• [Exercise directions]:
Retype the data exactly, from its first line to the line containing "string; cls: string;", including both, and skip any picture.

• [Data]:
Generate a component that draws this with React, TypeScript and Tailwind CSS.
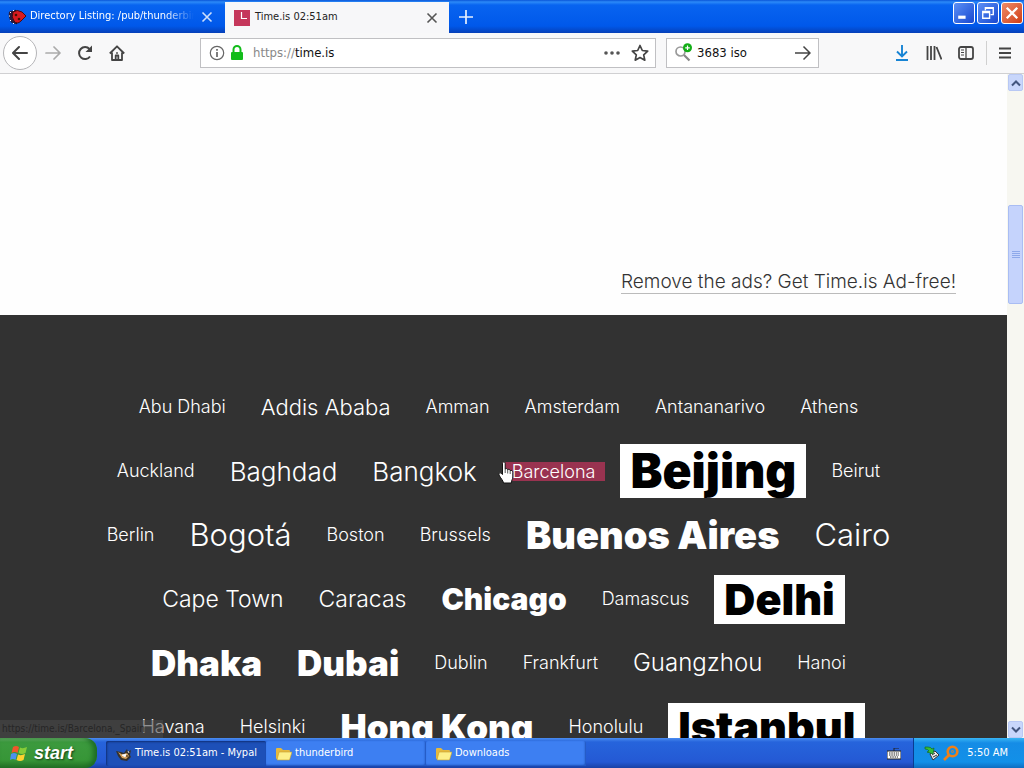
import React from "react";

type City = { name: string; cls: string; box?: boolean; hover?: boolean };

const s = "text-lg font-light";
const rows: City[][] = [
  [
    { name: "Abu Dhabi", cls: s },
    { name: "Addis Ababa", cls: "text-[22px] font-light" },
    { name: "Amman", cls: s },
    { name: "Amsterdam", cls: s },
    { name: "Antananarivo", cls: s },
    { name: "Athens", cls: s },
  ],
  [
    { name: "Auckland", cls: s },
    { name: "Baghdad", cls: "text-[26px] font-light" },
    { name: "Bangkok", cls: "text-[26px] font-light" },
    { name: "Barcelona", cls: s, hover: true },
    { name: "Beijing", cls: "text-5xl leading-[54px] font-black", box: true },
    { name: "Beirut", cls: s },
  ],
  [
    { name: "Berlin", cls: s },
    { name: "Bogotá", cls: "text-[31px] font-light" },
    { name: "Boston", cls: s },
    { name: "Brussels", cls: s },
    { name: "Buenos Aires", cls: "text-[38px] font-black" },
    { name: "Cairo", cls: "text-[31px] font-light" },
  ],
  [
    { name: "Cape Town", cls: "text-[23px] font-light" },
    { name: "Caracas", cls: "text-[23px] font-light" },
    { name: "Chicago", cls: "text-[30px] font-black" },
    { name: "Damascus", cls: s },
    { name: "Delhi", cls: "text-[43px] leading-[49px] font-black", box: true },
  ],
  [
    { name: "Dhaka", cls: "text-[35px] font-black" },
    { name: "Dubai", cls: "text-[35px] font-black" },
    { name: "Dublin", cls: s },
    { name: "Frankfurt", cls: s },
    { name: "Guangzhou", cls: "text-2xl font-light" },
    { name: "Hanoi", cls: s },
  ],
  [
    { name: "Havana", cls: s },
    { name: "Helsinki", cls: s },
    { name: "Hong Kong", cls: "text-[35px] font-black" },
    { name: "Honolulu", cls: s },
    { name: "Istanbul", cls: "text-[43px] leading-[49px] font-black", box: true },
  ],
];

function Close({ className }: { className: string }) {
  return (
    <svg viewBox="0 0 12 12" className={className} fill="none" stroke="currentColor" strokeWidth="1.6">
      <path d="M1.5 1.5l9 9M10.5 1.5l-9 9" />
    </svg>
  );
}

function Hand() {
  return (
    <svg viewBox="0 0 16 23" className="absolute -left-1 -top-px h-[23px] w-4" fill="#fff" stroke="#111" strokeWidth="1">
      <path d="M4.500 13.500V2.200C4.500 .300 7.200 .300 7.200 2.200V8C8 7.200 9.500 7.500 9.700 8.700C10.700 8 12 8.500 12.200 9.600C13.500 9 14.800 9.700 14.800 11.200V16C14.800 18 13.500 19 13.300 22H5.500C5.200 19.500 2.500 17 1 14C.300 12.300 2 11.200 3.200 12.300Z" />
      <path d="M7.200 8v4M9.700 9v3.500M12.200 10v3" strokeWidth=".7" />
    </svg>
  );
}

function TabBar() {
  return (
    <header className="flex h-[33px] shrink-0 bg-[linear-gradient(#0a55d8_0,#2c8af8_2px,#0864f0_5px,#0058ea_26px,#0640b8_33px)]">
      <div className="flex w-[225px] items-center pl-2 pr-3 text-white">
        <svg viewBox="0 0 18 16" className="h-4 w-[18px] shrink-0">
          <path d="M3 3l3 2M1 8h4M3 13l3-2M7 1l1 3M8 15l1-3" stroke="#111" strokeWidth="1.500" />
          <path d="M1 3Q0 8 3 13Q5 15 8 15L6 2Q3 1 1 3Z" fill="#2a1a3c" />
          <path d="M5 3Q9 0 14 3L18 7L13 12Q9 16 6 12Q3 8 5 3Z" fill="#d71a1f" stroke="#440b12" />
          <circle cx="8" cy="6" r="1.300" fill="#410" />
          <circle cx="11" cy="10" r="1.300" fill="#410" />
          <path d="M2 3l1 1M1 7h1M2 11l1 1M5 1l1 1M5 14l1 1" stroke="#fff" />
        </svg>
        <span className="ml-1 w-[164px] overflow-hidden whitespace-nowrap text-[11px] [mask-image:linear-gradient(90deg,#000_82%,transparent)]">Directory Listing: /pub/thunderbird</span>
        <button aria-label="Close tab" className="ml-auto text-white/80"><Close className="size-3" /></button>
      </div>
      <div className="mt-0.5 flex w-56 items-center bg-[#f7f7f9] pl-[9px] pr-[11px] text-[#222]">
        <svg viewBox="0 0 16 16" className="size-4"><path fill="#c5375b" d="M0 0h16v16H0z" /><path d="M7.500 2v6.500H13" fill="none" stroke="#fff" strokeWidth="1.200" /></svg>
        <span className="ml-[5px] text-[11px]">Time.is 02:51am</span>
        <button aria-label="Close tab" className="ml-auto text-[#555]"><Close className="size-3" /></button>
      </div>
      <button aria-label="New tab" className="ml-2.5 text-white/90">
        <svg viewBox="0 0 14 14" className="size-3.5" stroke="currentColor" strokeWidth="1.700"><path d="M7 0v14M0 7h14" /></svg>
      </button>
      <div className="ml-auto mr-px mt-0.5 flex gap-0.5">
        <button aria-label="Minimise" className="size-[22px] rounded-[3px] border border-white bg-linear-to-br from-[#5d8ff5] to-[#1846d0]">
          <svg viewBox="0 0 19 19"><path d="M4 12h7v3H4z" fill="#fff" /></svg>
        </button>
        <button aria-label="Restore" className="size-[22px] rounded-[3px] border border-white bg-linear-to-br from-[#5d8ff5] to-[#1846d0]">
          <svg viewBox="0 0 19 19" fill="none" stroke="#fff" strokeWidth="1.300"><path d="M7 7V4.500h7.500V11H12M4.500 8H11v6.500H4.500zM4.500 9H11M7 5h7.500" /></svg>
        </button>
        <button aria-label="Close" className="size-[22px] rounded-[3px] border border-white bg-linear-to-br from-[#ef8a67] to-[#cf3b0c]">
          <svg viewBox="0 0 19 19" stroke="#fff" strokeWidth="2.200"><path d="M4.500 4.500l10 10M14.500 4.500l-10 10" /></svg>
        </button>
      </div>
    </header>
  );
}

function Toolbar() {
  return (
    <nav className="flex h-[41px] shrink-0 items-center border-b border-[#d0d0d2] bg-[#f8f8f9] text-[#444]">
      <button aria-label="Back" className="ml-[3px] flex size-[34px] items-center justify-center rounded-full border border-[#b5b5b8] bg-white">
        <svg viewBox="0 0 16 16" className="size-4" fill="none" stroke="currentColor" strokeWidth="2" strokeLinecap="round" strokeLinejoin="round"><path d="M15 8H1.500M7 2L1 8l6 6" /></svg>
      </button>
      <button aria-label="Forward" className="ml-2 text-[#aaa]">
        <svg viewBox="0 0 16 16" className="size-4" fill="none" stroke="currentColor" strokeWidth="1.700" strokeLinecap="round" strokeLinejoin="round"><path d="M1 8h13.500M9 2l6 6-6 6" /></svg>
      </button>
      <button aria-label="Reload" className="ml-4">
        <svg viewBox="0 0 16 16" className="size-4" fill="none" stroke="currentColor" strokeWidth="2"><path d="M13 11.500A6 6 0 1 1 12.500 4" /><path d="M15 .500V7H8.500z" fill="currentColor" stroke="none" /></svg>
      </button>
      <button aria-label="Home" className="ml-4">
        <svg viewBox="0 0 16 16" className="size-4" fill="none" stroke="currentColor" strokeWidth="1.800" strokeLinejoin="round"><path d="M.800 8.500L8 1.300l7.200 7.200M3 7.500V15h10V7.500" /><path d="M6.700 15v-4.500h2.600V15M8 7.200v1.600" /></svg>
      </button>
      <div className="ml-[75px] flex h-[30px] min-w-0 flex-1 items-center border border-[#c0c0c3] bg-white pl-2 pr-1.5">
        <svg viewBox="0 0 16 16" className="size-4 shrink-0" fill="none" stroke="#666" strokeWidth="1.200"><circle cx="8" cy="8" r="6.700" /><path d="M8 7v5M8 4v1.700" strokeWidth="1.700" /></svg>
        <svg viewBox="0 0 14 16" className="ml-[5px] h-4 w-3.5 shrink-0"><path d="M3.500 8V4.500a3.500 3.500 0 0 1 7 0V8" fill="none" stroke="#12bc1a" strokeWidth="2" /><rect x="1" y="7" width="12" height="8" rx="1" fill="#12bc1a" /></svg>
        <a href="https://time.is" className="ml-[9px] text-[13px] text-[#111]"><span className="text-[#888]">https://</span>time.is</a>
        <svg viewBox="0 0 18 16" className="ml-auto h-4 w-[18px]" fill="#555"><circle cx="3" cy="8" r="1.800" /><circle cx="9" cy="8" r="1.800" /><circle cx="15" cy="8" r="1.800" /></svg>
        <button aria-label="Bookmark" className="ml-2.5">
          <svg viewBox="0 0 18 18" className="size-[18px]" fill="none" stroke="currentColor" strokeWidth="1.700" strokeLinejoin="round"><path d="M9 1.500l2.300 5 5.400.600-4 3.700 1.100 5.400L9 13.500l-4.800 2.700 1.100-5.400-4-3.700 5.400-.600z" /></svg>
        </button>
      </div>
      <div className="ml-2.5 flex h-[30px] w-[153px] items-center border border-[#c0c0c3] bg-white px-[7px]">
        <svg viewBox="0 0 20 20" className="size-5 shrink-0" fill="none"><circle cx="6.500" cy="8.500" r="4.500" stroke="#999" strokeWidth="1.700" /><path d="M10 12l5.500 5.500" stroke="#888" strokeWidth="2.200" /><circle cx="13.500" cy="4.800" r="4.500" fill="#12ae16" /><path d="M13.500 2.500v4.600M11.200 4.800h4.600" stroke="#fff" strokeWidth="1.200" /></svg>
        <input aria-label="Search" defaultValue="3683 iso" className="ml-[3px] w-20 min-w-0 flex-1 bg-transparent text-[13px] text-[#111] outline-none" />
        <button aria-label="Go"><svg viewBox="0 0 16 16" className="size-4" fill="none" stroke="currentColor" strokeWidth="1.500"><path d="M0 8h15M8.500 1.500L15 8l-6.500 6.500" /></svg></button>
      </div>
      <div className="ml-[75px] mr-3 flex items-center gap-4">
        <button aria-label="Downloads"><svg viewBox="0 0 16 16" className="size-4" fill="none" stroke="#1784d4" strokeWidth="1.900"><path d="M8 0v11M3 6.500l5 5 5-5M2 15h12" /></svg></button>
        <button aria-label="Library"><svg viewBox="0 0 16 16" className="size-4" fill="none" stroke="currentColor" strokeWidth="1.800"><path d="M1.500 1v14M5 1v14M8.500 1v14M10.500 2l5 12.500" /></svg></button>
        <button aria-label="Sidebars"><svg viewBox="0 0 16 16" className="size-4" fill="none" stroke="currentColor" strokeWidth="1.800"><rect x="1" y="2" width="14" height="12" rx="2" /><path d="M8 2v12" strokeWidth="1.300" /><path d="M3 5h3M3 7.500h3M3 10h3" strokeWidth="1" /></svg></button>
        <button aria-label="Menu" className="-ml-1 flex h-6 items-center border-l border-[#d0d0d0] pl-[11px]"><svg viewBox="0 0 14 14" className="size-3.5" stroke="currentColor" strokeWidth="1.900"><path d="M1 2.500h12M1 7h12M1 11.500h12" /></svg></button>
      </div>
    </nav>
  );
}

function ScrollButton({ down = false }: { down?: boolean }) {
  return (
    <button aria-label={down ? "Scroll down" : "Scroll up"} className="mx-px flex h-[17px] shrink-0 items-center justify-center rounded-xs border border-[#b8c8f4] bg-[#c8d6fb]">
      <svg viewBox="0 0 10 8" className={down ? "h-2 w-2.5 rotate-180" : "h-2 w-2.5"} fill="none" stroke="#42557e" strokeWidth="2"><path d="M1 6.500l4-4 4 4" /></svg>
    </button>
  );
}

function Folder() {
  return (
    <svg viewBox="0 0 16 14" className="h-3.5 w-4 shrink-0"><path d="M0 2Q0 1 1 1h4l2 2h6q1 0 1 1v8H1Q0 12 0 11z" fill="#e5b93e" /><path d="M3 5h13l-2.500 8H1z" fill="#fdf08a" stroke="#c79d2d" strokeWidth=".600" /></svg>
  );
}

function Taskbar() {
  const task = "flex h-[25px] w-40 items-center rounded-xs text-[11px] text-white";
  return (
    <footer className="flex h-[30px] shrink-0 bg-[linear-gradient(#4a8cf0_0,#2664dc_4px,#2459d4_24px,#1941a5_30px)]">
      <button className="flex w-[97px] items-center gap-1.5 rounded-r-xl bg-[linear-gradient(#72b873_0,#3c9a3e_4px,#379637_22px,#247225_30px)] pl-2.5 font-['Liberation_Sans'] text-lg font-bold italic text-white shadow-[inset_-4px_0_5px_#1d6c25] [text-shadow:1px_1px_2px_#143d16]">
        <svg viewBox="0 0 18 17" className="h-[17px] w-[18px]"><path d="M3 2Q6 0 9 2L7.500 8Q5 6 1.500 8z" fill="#f0562b" /><path d="M10 2.500Q13 4 17 2L15.500 8Q12 10 8.500 8z" fill="#86cc38" /><path d="M1 9Q4 7 7 9L5.500 15Q3 13 0 15z" fill="#4b91ee" /><path d="M8 9.500Q11 11 15 9L13.500 15Q10 17 6.500 15z" fill="#ffd22f" /></svg>
        start
      </button>
      <div className="ml-[9px] mt-[3px] flex">
        <button className={`${task} bg-[#1d50b8] pl-2.5 shadow-[inset_1px_1px_2px_#102f78]`}>
          <svg viewBox="0 0 16 16" className="mr-[3px] size-4 shrink-0"><path d="M0 5l5 1 3 1 3-4 1 3 3-2-1 5 1 2-4 4-6-1-3-4z" fill="#36322c" /><path d="M2 6l5 3 4-2 2 3-3 3-4-1z" fill="#d9a25c" /><path d="M6 9l4-1-1 3zM12 5l1 2" fill="#fff" stroke="#fff" strokeWidth=".800" /><circle cx="11" cy="10" r=".800" fill="#111" /></svg>
          <span className="whitespace-nowrap">Time.is 02:51am - Mypal</span>
        </button>
        <button className={`${task} gap-[3px] bg-[#3d7ff2] pl-2.5 shadow-[inset_-1px_-1px_2px_#1d50b8]`}><Folder />thunderbird</button>
        <button className={`${task} gap-[3px] bg-[#3d7ff2] pl-2.5 shadow-[inset_-1px_-1px_2px_#1d50b8]`}><Folder />Downloads</button>
      </div>
      <svg viewBox="0 0 14 12" className="ml-auto mr-3 mt-2.5 h-3 w-3.5"><path d="M7 3V0h5" stroke="#222" fill="none" /><path d="M0 3h14v8H0z" fill="#fff" stroke="#222" /><path d="M2 5h10M2 7h10M3 9h8" stroke="#222" strokeDasharray="1.500 .800" /></svg>
      <div className="flex w-[111px] items-center justify-end border-l border-[#093c91] bg-[linear-gradient(#38b5f4_0,#158ce6_5px,#1290e8_24px,#0e6dc0_30px)] pr-4 text-[11px] text-white">
        <svg viewBox="0 0 16 16" className="size-4 shrink-0"><path d="M6 9l5-3 4 4-6 5z" fill="#eee" stroke="#333" /><path d="M8 10l3-2M9 12l4-2" stroke="#333" /><path d="M1 2h3q3 0 4 2l2-1-1 6-6-2 2-1Q4 4 1 4z" fill="#35be35" stroke="#126b22" strokeWidth=".700" /></svg>
        <svg viewBox="0 0 16 16" className="ml-[3px] size-4 shrink-0" fill="none" stroke="#f08018" strokeWidth="2.600"><circle cx="9.500" cy="6.500" r="4.800" /><path d="M6 10l-5 5" /><circle cx="9.500" cy="6.500" r="1" strokeWidth="1" /></svg>
        <span className="ml-2 whitespace-nowrap">5:50 AM</span>
      </div>
    </footer>
  );
}

export default function App() {
  return (
    <div className="flex h-screen flex-col overflow-hidden bg-white font-['DejaVu_Sans_Condensed','DejaVu_Sans',sans-serif]">
      <TabBar />
      <Toolbar />
      <div className="relative flex min-h-0 flex-1">
        <main className="min-w-0 flex-1 overflow-hidden bg-[#323232] font-['Inter',sans-serif]">
          <div className="flex h-[241px] items-end justify-end bg-[#fefefe] pb-[21px] pr-[51px]">
            <a href="#ad-free" className="border-b border-[#bbb] text-[19px] leading-[22px] font-light text-[#333]">Remove the ads? Get Time.is Ad-free!</a>
          </div>
          <div className="pr-2.5 pt-[60px] text-white">
            {rows.map((row) => (
              <div key={row[0].name} className="flex h-16 items-center justify-center gap-[15px] whitespace-nowrap">
                {row.map((c) => (
                  <a key={c.name} href={"#" + c.name} className={`${c.cls} px-2.5 ${c.box ? "bg-white text-black" : ""} ${c.hover ? "relative bg-[#993350] leading-[19px]" : ""}`}>
                    {c.name}
                    {c.hover && <Hand />}
                  </a>
                ))}
              </div>
            ))}
          </div>
        </main>
        <aside className="flex w-[17px] shrink-0 flex-col bg-[#f7f7f1]">
          <ScrollButton />
          <div className="flex-[114]" />
          <div className="mx-px flex h-[99px] items-center justify-center rounded-xs border border-[#a9bdf3] bg-[#c5d3fc]">
            <svg viewBox="0 0 8 8" className="size-2" stroke="#8da8ea"><path d="M0 .500h8M0 2.500h8M0 4.500h8M0 6.500h8" /></svg>
          </div>
          <div className="flex-[417]" />
          <ScrollButton down />
        </aside>
        <div className="absolute bottom-0 left-0 h-[18px] w-[163px] overflow-hidden whitespace-nowrap bg-[#484848]/60 pl-0.5 text-[10px] leading-[18px] text-[#262626]">https://time.is/Barcelona,_Spain</div>
      </div>
      <Taskbar />
    </div>
  );
}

• [Exercise response]:
Generate a component that draws this with React, TypeScript and Tailwind CSS.
import React from "react";

type City = { name: string; cls: string; box?: boolean; hover?: boolean };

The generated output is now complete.